Richie later sets right all the things that had gone wrong since his vanishing act. Everyone is glad to have him back, so they gather around a Christmas tree and sing.

===Extended TV ending===
Reggie's parents catch him red-handed with his actions against Richie and make him apologize for all the trouble he caused Richie, admitting that he was the one who took control of the sleigh and ruined the event. Realizing that the incident was not his fault, Richie forgives Reggie.

==Production==
After certain merchandising rights expired in April 1996, Harvey Entertainment managed to secure the rights to produce direct-to-video productions off its characters, including Richie Rich, and signed a production deal with Saban Entertainment. At the time Cathy Hoffman Glosser joined Saban Entertainment as the director of licensing and merchandising from DIC Entertainment, Saban had seen popularity wane from some of its brands like Mighty Morphin Power Rangers as well as experienced box office disappointment with Mighty Morphin Power Rangers: The Movie and adjusted their marketing strategy such as retooling Power Rangers with Power Rangers Zeo and co-producing direct-to-video follow-ups to Harvey's films such as Casper and Richie Rich given the strong recognition of the brand license.
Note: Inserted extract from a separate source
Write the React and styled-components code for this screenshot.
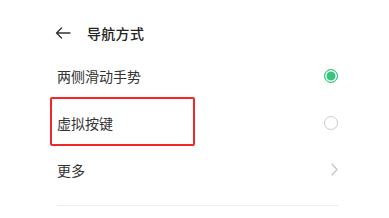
import React from 'react';
import styled, { createGlobalStyle } from 'styled-components';

const GlobalStyle = createGlobalStyle`
    html, body {
        margin: 0;
        padding: 0;
        background: #ffffff;
    }
    body {
        font-family: "Noto Sans CJK SC", "Noto Sans", sans-serif;
        color: #333;
    }
`;

const options = [
    { label: '两侧滑动手势', type: 'radio', checked: true },
    { label: '虚拟按键', type: 'radio', checked: false, highlight: true },
    { label: '更多', type: 'link' },
];

function App() {
    return (
        <Page>
            <GlobalStyle />
            <Header>
                <BackButton aria-label="返回">
                    <svg width="16" height="12" viewBox="0 0 16 12" fill="none">
                        <path d="M15 6H1.5M6.5 1L1.5 6l5 5" stroke="#333" strokeWidth="1.3" strokeLinecap="round" strokeLinejoin="round" />
                    </svg>
                </BackButton>
                <Title>导航方式</Title>
            </Header>
            <List>
                {options.map((o) => (
                    <Row key={o.label}>
                        <Label>{o.label}</Label>
                        {o.type === 'radio' ? (
                            <Radio checked={o.checked} />
                        ) : (
                            <svg width="7" height="13" viewBox="0 0 7 13" fill="none">
                                <path d="M1 1l5 5.5L1 12" stroke="#c4c4c4" strokeWidth="1.2" strokeLinecap="round" strokeLinejoin="round" />
                            </svg>
                        )}
                        {o.highlight && <Highlight />}
                    </Row>
                ))}
            </List>
            <Divider />
        </Page>
    );
}
export default App;

const Page = styled.div`
    width: 389px;
    height: 218px;
    box-sizing: border-box;
    padding: 0 51px 0 57px;
    overflow: hidden;
`;

const Header = styled.div`
    height: 52px;
    box-sizing: border-box;
    padding-top: 15px;
    padding-bottom: 2px;
    display: flex;
    align-items: center;
    gap: 16px;
`;

const BackButton = styled.div`
    display: flex;
    align-items: center;
    margin-left: -2px;
    width: 16px;
`;

const Title = styled.div`
    font-size: 14px;
    font-weight: 500;
    color: #222;
    letter-spacing: 0.3px;
`;

const List = styled.div`
    display: flex;
    flex-direction: column;
`;

const Row = styled.div`
    position: relative;
    height: 47px;
    display: flex;
    align-items: center;
    justify-content: space-between;
`;

const Label = styled.div`
    font-size: 14px;
    color: #333;
`;

const Radio = styled.span`
    box-sizing: border-box;
    width: 14px;
    height: 14px;
    border-radius: 50%;
    border: ${({ checked }) => (checked ? '1.5px solid #34c57e' : '1px solid #cccccc')};
    background: ${({ checked }) => (checked ? '#34c57e' : '#fff')};
    box-shadow: ${({ checked }) => (checked ? 'inset 0 0 0 1.5px #fff' : 'none')};
`;

const Highlight = styled.div`
    position: absolute;
    left: -7px;
    top: -2px;
    width: 145px;
    height: 49px;
    box-sizing: border-box;
    border: 2px solid #f5262a;
    border-radius: 2px;
    pointer-events: none;
`;

const Divider = styled.div`
    margin-top: 12px;
    height: 1px;
    background: #eeeeee;
`;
The Langham Huntington Hotel and Spa, in Pasadena, California, was used for exterior scenes of the sprawling Rich Family Mansion. The interior lobby and vault of the disused Valuta Bank building, in downtown Los Angeles, was used for the scene in which Richie traps the pursuing Rich security men. The background music in selected scenes was also used in Digimon, Casper: A Spirited Beginning and Casper Meets Wendy. Colonial Street at Universal City, previously used in The Munsters, Leave it to Beaver, and The 'Burbs, is also featured.

==Release==
The film was released on home video on November 10, 1998.